Die Gemeinde kann ihr „Vertragsabschlussermessen“ auch zur Verfolgung städtebaulicher Zwecke, die sie mit dem Instrumentarium des BauGB und der BauNVO allein nicht erreichen kann, einsetzen und es ist ihr unbenommen, das Instrumentarium der Stellplatzablösung mit der Intention zu handhaben, hierdurch eine nach ihren städtebaulichen Zielvorstellungen vorzugswürdige bauliche Entwicklung zu fördern (vgl. BVerwG, B. v. 27.9.1983 – 4 B 122/83 – juris Rn. 6; B. v. 4.9.1986 – 4 B 186/86 410 – juris Rn. 3 f.). Die Gemeinde ist insbesondere nicht gehindert, die Ablösung für ein Vorhaben zu verweigern, selbst wenn es bebauungsrechtlich zulässig sein sollte (BVerwG, B. v. 27.9.1983 – 4 B 122/83 – juris Rn. 6).
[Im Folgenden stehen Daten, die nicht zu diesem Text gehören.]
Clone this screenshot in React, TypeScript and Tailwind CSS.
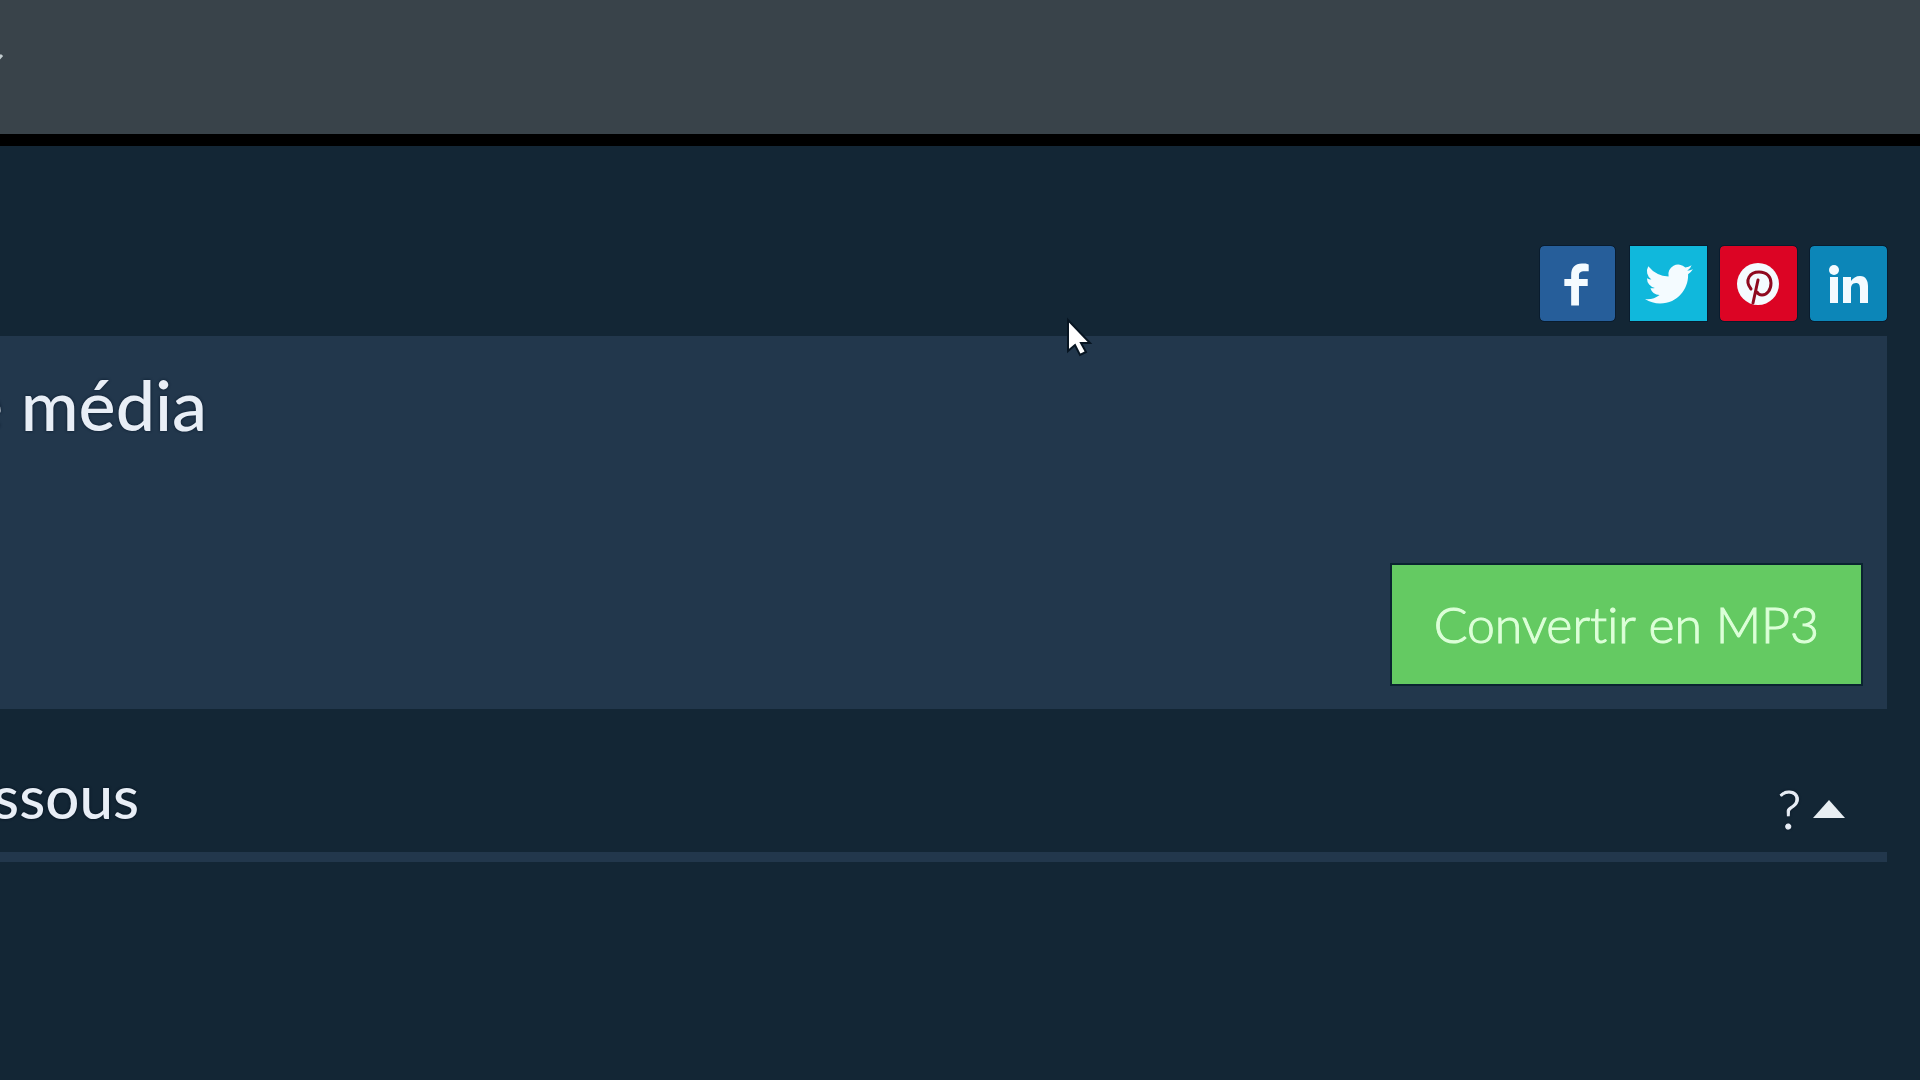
const socials = [
  {
    name: "Facebook",
    color: "mr-0.5 w-[75px] bg-[#265e9a] rounded-sm",
    icon: (
      <path d="M32 60V40h-7v-7h7v-4c0-8 4-12 11-12 3 0 5 0 7 1v7h-4c-5 0-6 2-6 4v4h9v7h-9v20z" />
    ),
  },
  {
    name: "Twitter",
    color: "w-[77px] bg-[#10b8dc]",
    icon: (
      <path
        d="M23.95 4.57a10 10 0 0 1-2.82.77 4.96 4.96 0 0 0 2.16-2.72 9.9 9.9 0 0 1-3.12 1.19 4.92 4.92 0 0 0-8.38 4.48A13.93 13.93 0 0 1 1.64 3.16 4.92 4.92 0 0 0 3.2 9.72a4.9 4.9 0 0 1-2.23-.61v.06a4.92 4.92 0 0 0 3.95 4.83 5 5 0 0 1-2.21.08 4.94 4.94 0 0 0 4.6 3.42A9.87 9.87 0 0 1 0 19.54a13.94 13.94 0 0 0 7.55 2.21c9.05 0 14-7.5 14-13.98 0-.21 0-.42-.02-.63a9.94 9.94 0 0 0 2.42-2.57z"
        transform="translate(15 14) scale(2)"
      />
    ),
  },
  {
    name: "Pinterest",
    color: "w-[77px] bg-[#dc0424] rounded-sm",
    icon: (
      <>
        <circle cx="38" cy="38" r="21" />
        <path
          d="M31 43c-7-9-1-17 8-17 8 0 12 5 12 11 0 7-4 12-9 12-3 0-4-1-5-3M38 34l-5 23"
          fill="none"
          stroke="#8f0a20"
          strokeWidth="3"
          strokeLinecap="round"
        />
      </>
    ),
  },
  {
    name: "LinkedIn",
    color: "w-[77px] bg-[#0c86b8] rounded-sm",
    icon: (
      <>
        <circle cx="24" cy="24" r="5" />
        <path d="M20 31h8v26h-8zM33 31h8v4c2-3 5-5 9-5 6 0 8 5 8 10v17h-8V43c0-4-1-6-4-6-4 0-5 3-5 6v14h-8z" />
      </>
    ),
  },
];

export default function App() {
  return (
    <div className="relative min-h-screen overflow-hidden bg-[#132635] font-['Lato',sans-serif] text-[#e8eef6]">
      <header className="flex h-[146px] items-start border-b-[12px] border-black bg-[#39434a] pt-[53px]">
        <button type="button" aria-label="Menu" className="-ml-4">
          <svg className="h-4 w-5" viewBox="0 0 20 16" fill="none" stroke="#c2cccf" strokeWidth="3">
            <path d="M2 2l8 9 8-9" />
          </svg>
        </button>
      </header>

      <main className="pr-[33px]">
        <nav aria-label="Partager" className="flex justify-end gap-[13px] pt-[100px]">
          {socials.map((s) => (
            <a key={s.name} href="#" aria-label={s.name} className={`h-[75px] outline-1 outline-[#091c2e] ${s.color}`}>
              <svg className="h-full w-full" viewBox="0 0 77 75" fill="#f4fbff">
                {s.icon}
              </svg>
            </a>
          ))}
        </nav>

        <section className="mt-[15px] flex h-[373px] flex-col justify-between bg-[#22374c] pt-[26px] pr-[26px] pb-[25px]">
          <h1 className="flex w-[207px] justify-end text-[70px] leading-[84px] font-medium whitespace-nowrap text-shadow-[0_0_3px_#07172a]">
            e média
          </h1>
          <button
            type="button"
            className="h-[119px] self-end bg-[#64ca62] px-[42px] text-[50px] font-light text-[#dcffd8] outline-2 outline-[#0a2430] [-webkit-text-stroke:1px_#dcffd8] [font-variant-ligatures:none]"
          >
            Convertir en MP3
          </button>
        </section>

        <section className="flex h-[153px] items-start justify-between border-b-[10px] border-[#22374c] pt-[47px] pr-[42px]">
          <h2 className="flex w-[139px] justify-end text-[60px] leading-[80px] font-medium text-shadow-[0_0_3px_#020f1d]">
            ssous
          </h2>
          <button
            type="button"
            aria-label="Aide"
            className="flex items-center gap-3 pt-[15px] text-[54px] leading-[76px] font-light [-webkit-text-stroke:1px_#e8eef6] text-shadow-[0_0_3px_#020f1d]"
          >
            ?
            <svg className="h-[18px] w-8" viewBox="0 0 32 18" fill="#e8eef2">
              <path d="M16 0l16 18H0z" />
            </svg>
          </button>
        </section>
      </main>

      {/* Mouse pointer */}
      <svg className="absolute top-[317px] left-[1065px] h-10 w-7" viewBox="0 0 28 40" fill="#fff" stroke="#071522" strokeWidth="2">
        <path d="M3 3v31l7-6 5 10 6-3-5-9h9z" />
      </svg>
    </div>
  );
}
Im Ergebnis bleibt daher festzuhalten, dass der Kläger den erforderlichen Stellplatznachweis nicht geführt hat. Da dieser Nachweis Voraussetzung für die Erteilung der Baugenehmigung ist, kann die Klage auch aus diesem Grund keinen Erfolg haben.
2. Nach alledem war die Klage abzuweisen.
Die Kostenentscheidung beruht auf § 154 Abs. 1 VwGO, die Entscheidung über die vorläufige Vollstreckbarkeit richtet sich nach § 167 VwGO i.V.m. § 709 ZPO.